In this blog, you get to see into the minds of clients and get a better understanding of what they like and don’t like. Understanding their likes and dislikes will help you increase the number of clients you get and increase the likelihood of them hiring you over and over again.
Over the last decade, many clients have shared their stories of the bad, good, and great things that consultants do. It helped me learn how to be a better consultant. I learned how best to approach and engage prospective clients. I learned—and am still learning—how to improve how I interact with them and help them accomplish their goals.
Even though I have heard a lot, I wanted to get a fresh and direct perspective for this blog. So I conducted a (very unscientific) poll of people I know who hire consultants and asked them what their favorite things consultants do and their least favorite things. Here are the unfiltered things they told me.
Favorite Things Consultants Do
Take the time to cultivate the relationship well before the engagement commences
Learn as much as they can about the client’s organization
Being well prepared by asking many questions and reading as much as possible about the potential client
Bring a lot of knowledge about the problem the client is trying to solve
Bring knowledge of the external environment into processes and discussions to inform clients about what they need to pay attention to
Listen to what the client wants but also translates that into what the client needs, which isn’t always the same thing
Listen to the "vibe" of the client to discern what is at the heart of the engagement, such as is the client looking for political cover? Is the client looking to gain cover in change management or organizational redesign? What is the motivation of the client?

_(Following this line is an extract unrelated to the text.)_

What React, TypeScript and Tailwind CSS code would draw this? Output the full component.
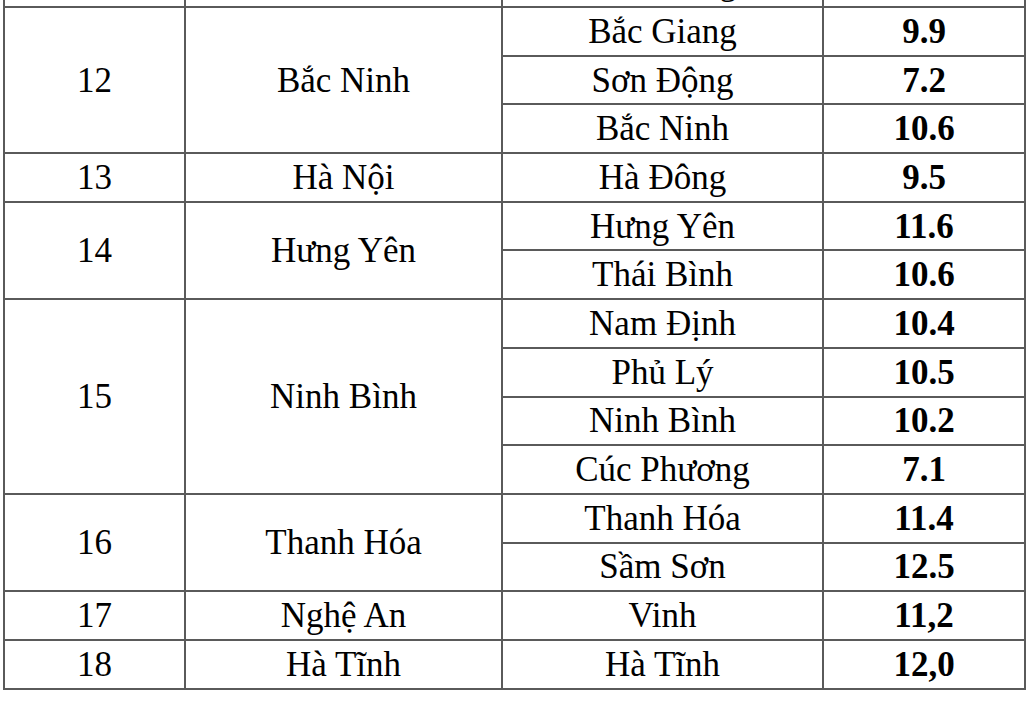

Communicate with as many members of the client team as possible to get to know the "personality" of the management team
Expand on the client’s vision with best practice models and strategies that help us get there
Bring insights based on having been on the client-side so they can appreciate the perspective without imposing their experience on the client
Balance their own bias against the client's needs
Bring a unique perspective and cleverness
Help without upselling
Use point-relevant data
Are strong writers
Deliver promised deliverables on time
Invest the time and effort to produce a product will be used by the client while appreciating that it is not entirely in the consultant's control
Produce and deliver on both that which is promised as well as conveying observations that are derived from the work and engagement
Adjust style to different groups
Have above-average facilitation skills and know when to press the client beyond process to decision making
Least Favorite Things Consultants Do
Overselling but underdelivering
Demonstrate that the engagement they are doing with a client is just a one-and-done drop in their consulting business
Push the use of a standardized framework even when it clearly doesn’t make sense
Show a lack of authenticity and have a smell of marketing
Act like they know it all and do not adjust to their audience
Fail to follow up
Being late to meetings
Being too removed from the daily realities of the client’s operations
Not thinking creatively
Not communicating delays in deliverables
Impose their perspective on the client
Not maintaining the confidence of the client
Not being able to exude a certain confidence because they do not have command of the issues and can’t add value to the client's approach
Not soliciting feedback from the client to determine if the work is going according to expectations
Not managing hours and price or price the engagement correctly
While these lists represent the points of view of a handful of clients, they match what clients have told me previously about what they like and what bugs them. You can use this information to make decisions about how you want to present with prospective and existing clients or any changes you want to make to avoid these no-nos!